** Begin PROVIDED MATERIAL **

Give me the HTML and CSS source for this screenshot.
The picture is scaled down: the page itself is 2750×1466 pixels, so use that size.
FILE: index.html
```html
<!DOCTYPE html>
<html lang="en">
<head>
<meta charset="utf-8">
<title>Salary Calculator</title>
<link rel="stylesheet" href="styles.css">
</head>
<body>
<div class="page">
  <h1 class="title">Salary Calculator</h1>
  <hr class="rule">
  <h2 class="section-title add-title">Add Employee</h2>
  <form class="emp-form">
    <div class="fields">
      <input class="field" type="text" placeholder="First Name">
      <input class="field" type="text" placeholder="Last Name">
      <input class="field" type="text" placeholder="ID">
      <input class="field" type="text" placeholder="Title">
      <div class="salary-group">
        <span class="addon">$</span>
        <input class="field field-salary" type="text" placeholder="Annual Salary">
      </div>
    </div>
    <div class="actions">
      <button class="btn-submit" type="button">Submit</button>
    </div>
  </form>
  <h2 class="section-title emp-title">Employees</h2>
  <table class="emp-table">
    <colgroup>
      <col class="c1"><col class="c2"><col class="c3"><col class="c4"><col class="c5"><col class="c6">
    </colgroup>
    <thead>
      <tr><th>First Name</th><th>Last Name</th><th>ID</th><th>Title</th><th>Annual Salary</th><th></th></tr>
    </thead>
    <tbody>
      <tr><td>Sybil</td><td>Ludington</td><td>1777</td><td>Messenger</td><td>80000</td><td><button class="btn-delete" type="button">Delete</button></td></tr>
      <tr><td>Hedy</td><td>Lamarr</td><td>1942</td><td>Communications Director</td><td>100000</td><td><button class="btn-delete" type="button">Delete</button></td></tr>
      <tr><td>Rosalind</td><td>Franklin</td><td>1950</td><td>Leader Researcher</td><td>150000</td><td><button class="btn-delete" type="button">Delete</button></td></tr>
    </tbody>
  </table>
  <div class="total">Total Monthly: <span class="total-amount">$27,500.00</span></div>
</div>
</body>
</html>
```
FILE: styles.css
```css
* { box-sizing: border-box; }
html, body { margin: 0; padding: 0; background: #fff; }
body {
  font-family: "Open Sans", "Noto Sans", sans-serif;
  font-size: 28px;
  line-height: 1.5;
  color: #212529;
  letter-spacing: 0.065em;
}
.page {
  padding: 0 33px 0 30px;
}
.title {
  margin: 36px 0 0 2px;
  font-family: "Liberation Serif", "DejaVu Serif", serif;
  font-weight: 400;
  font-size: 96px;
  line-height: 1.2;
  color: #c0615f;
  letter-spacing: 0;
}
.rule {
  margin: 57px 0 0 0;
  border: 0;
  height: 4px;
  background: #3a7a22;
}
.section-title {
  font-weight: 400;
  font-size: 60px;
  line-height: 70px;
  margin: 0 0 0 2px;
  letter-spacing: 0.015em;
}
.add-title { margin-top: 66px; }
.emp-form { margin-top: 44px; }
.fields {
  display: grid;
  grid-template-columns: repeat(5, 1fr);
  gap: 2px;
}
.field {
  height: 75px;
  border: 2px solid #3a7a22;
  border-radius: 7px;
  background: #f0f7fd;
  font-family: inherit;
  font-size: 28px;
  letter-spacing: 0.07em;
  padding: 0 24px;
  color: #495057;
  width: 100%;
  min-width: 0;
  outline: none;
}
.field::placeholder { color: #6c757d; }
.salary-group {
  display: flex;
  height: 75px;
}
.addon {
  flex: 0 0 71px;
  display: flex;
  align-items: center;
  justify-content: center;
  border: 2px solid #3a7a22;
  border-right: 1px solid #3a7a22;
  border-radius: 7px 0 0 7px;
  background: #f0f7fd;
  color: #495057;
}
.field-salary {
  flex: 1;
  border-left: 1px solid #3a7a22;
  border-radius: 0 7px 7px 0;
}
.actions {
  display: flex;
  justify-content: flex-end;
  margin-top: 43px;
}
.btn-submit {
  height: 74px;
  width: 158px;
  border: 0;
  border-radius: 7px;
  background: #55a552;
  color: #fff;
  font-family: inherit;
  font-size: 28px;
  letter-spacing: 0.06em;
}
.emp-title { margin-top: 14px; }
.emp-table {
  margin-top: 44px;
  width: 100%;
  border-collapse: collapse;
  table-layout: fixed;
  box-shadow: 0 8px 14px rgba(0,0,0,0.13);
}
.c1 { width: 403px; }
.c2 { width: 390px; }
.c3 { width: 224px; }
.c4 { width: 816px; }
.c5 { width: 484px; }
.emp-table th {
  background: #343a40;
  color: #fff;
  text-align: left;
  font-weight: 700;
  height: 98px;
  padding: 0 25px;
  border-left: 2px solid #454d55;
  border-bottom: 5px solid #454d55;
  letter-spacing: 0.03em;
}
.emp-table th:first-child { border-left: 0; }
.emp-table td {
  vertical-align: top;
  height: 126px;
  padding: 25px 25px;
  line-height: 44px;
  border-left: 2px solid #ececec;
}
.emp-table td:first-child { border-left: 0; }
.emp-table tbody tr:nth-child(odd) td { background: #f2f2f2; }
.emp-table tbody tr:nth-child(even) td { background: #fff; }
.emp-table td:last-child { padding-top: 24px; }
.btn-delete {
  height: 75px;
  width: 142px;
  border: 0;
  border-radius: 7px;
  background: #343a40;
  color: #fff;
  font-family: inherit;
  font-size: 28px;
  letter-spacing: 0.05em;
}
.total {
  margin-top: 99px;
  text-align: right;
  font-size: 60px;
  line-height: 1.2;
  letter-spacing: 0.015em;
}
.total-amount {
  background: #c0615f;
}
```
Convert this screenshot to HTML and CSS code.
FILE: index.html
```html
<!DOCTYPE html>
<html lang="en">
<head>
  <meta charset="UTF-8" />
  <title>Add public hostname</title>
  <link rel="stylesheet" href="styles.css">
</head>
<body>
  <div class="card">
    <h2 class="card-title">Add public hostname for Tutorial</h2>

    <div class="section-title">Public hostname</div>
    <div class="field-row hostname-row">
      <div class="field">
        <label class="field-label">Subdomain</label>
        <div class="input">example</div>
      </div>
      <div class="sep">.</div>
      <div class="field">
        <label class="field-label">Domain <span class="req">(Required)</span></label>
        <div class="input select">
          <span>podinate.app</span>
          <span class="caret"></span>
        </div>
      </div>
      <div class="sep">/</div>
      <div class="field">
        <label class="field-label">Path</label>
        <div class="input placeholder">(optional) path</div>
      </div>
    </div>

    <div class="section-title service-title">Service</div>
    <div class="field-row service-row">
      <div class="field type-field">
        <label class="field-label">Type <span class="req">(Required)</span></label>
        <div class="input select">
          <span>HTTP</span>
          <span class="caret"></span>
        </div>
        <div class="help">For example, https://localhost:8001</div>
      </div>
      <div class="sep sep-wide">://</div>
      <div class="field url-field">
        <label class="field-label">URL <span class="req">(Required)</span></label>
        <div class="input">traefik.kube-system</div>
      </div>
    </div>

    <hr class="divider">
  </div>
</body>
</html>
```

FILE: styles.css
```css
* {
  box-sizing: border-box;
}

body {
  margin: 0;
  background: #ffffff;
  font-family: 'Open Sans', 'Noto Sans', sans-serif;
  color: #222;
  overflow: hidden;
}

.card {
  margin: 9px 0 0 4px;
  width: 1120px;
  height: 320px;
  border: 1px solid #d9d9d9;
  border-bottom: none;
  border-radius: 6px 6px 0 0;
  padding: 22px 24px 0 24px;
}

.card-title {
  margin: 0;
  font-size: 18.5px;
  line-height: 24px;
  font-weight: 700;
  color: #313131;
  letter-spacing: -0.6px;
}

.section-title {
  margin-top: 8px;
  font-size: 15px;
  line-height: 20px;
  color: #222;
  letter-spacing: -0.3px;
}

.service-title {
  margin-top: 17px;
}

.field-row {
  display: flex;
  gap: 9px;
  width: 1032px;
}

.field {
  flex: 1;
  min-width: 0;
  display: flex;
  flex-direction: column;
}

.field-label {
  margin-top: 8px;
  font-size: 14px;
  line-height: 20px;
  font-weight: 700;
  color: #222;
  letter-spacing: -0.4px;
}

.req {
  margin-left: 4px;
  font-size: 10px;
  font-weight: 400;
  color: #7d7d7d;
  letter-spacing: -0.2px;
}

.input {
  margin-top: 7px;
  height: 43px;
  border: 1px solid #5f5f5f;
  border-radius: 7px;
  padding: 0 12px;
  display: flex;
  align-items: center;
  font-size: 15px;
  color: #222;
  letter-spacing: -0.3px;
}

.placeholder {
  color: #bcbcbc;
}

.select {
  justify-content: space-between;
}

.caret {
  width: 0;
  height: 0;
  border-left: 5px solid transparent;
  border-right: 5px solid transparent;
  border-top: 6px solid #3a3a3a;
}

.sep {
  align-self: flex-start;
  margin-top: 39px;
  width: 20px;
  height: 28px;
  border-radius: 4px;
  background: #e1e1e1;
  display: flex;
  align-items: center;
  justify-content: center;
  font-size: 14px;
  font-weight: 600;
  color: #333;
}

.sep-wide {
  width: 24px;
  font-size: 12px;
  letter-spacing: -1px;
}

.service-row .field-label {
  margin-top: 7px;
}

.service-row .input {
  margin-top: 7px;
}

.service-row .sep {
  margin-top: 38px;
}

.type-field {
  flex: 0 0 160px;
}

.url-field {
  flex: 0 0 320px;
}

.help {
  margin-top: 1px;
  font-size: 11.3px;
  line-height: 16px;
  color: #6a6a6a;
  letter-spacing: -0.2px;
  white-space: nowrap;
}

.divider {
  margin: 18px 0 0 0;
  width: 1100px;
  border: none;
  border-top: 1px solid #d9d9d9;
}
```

** End PROVIDED MATERIAL **

DO THIS → Copy and report every line where the word "screenshot" is present.

TASK RESULT →
Give me the HTML and CSS source for this screenshot.
Convert this screenshot to HTML and CSS code.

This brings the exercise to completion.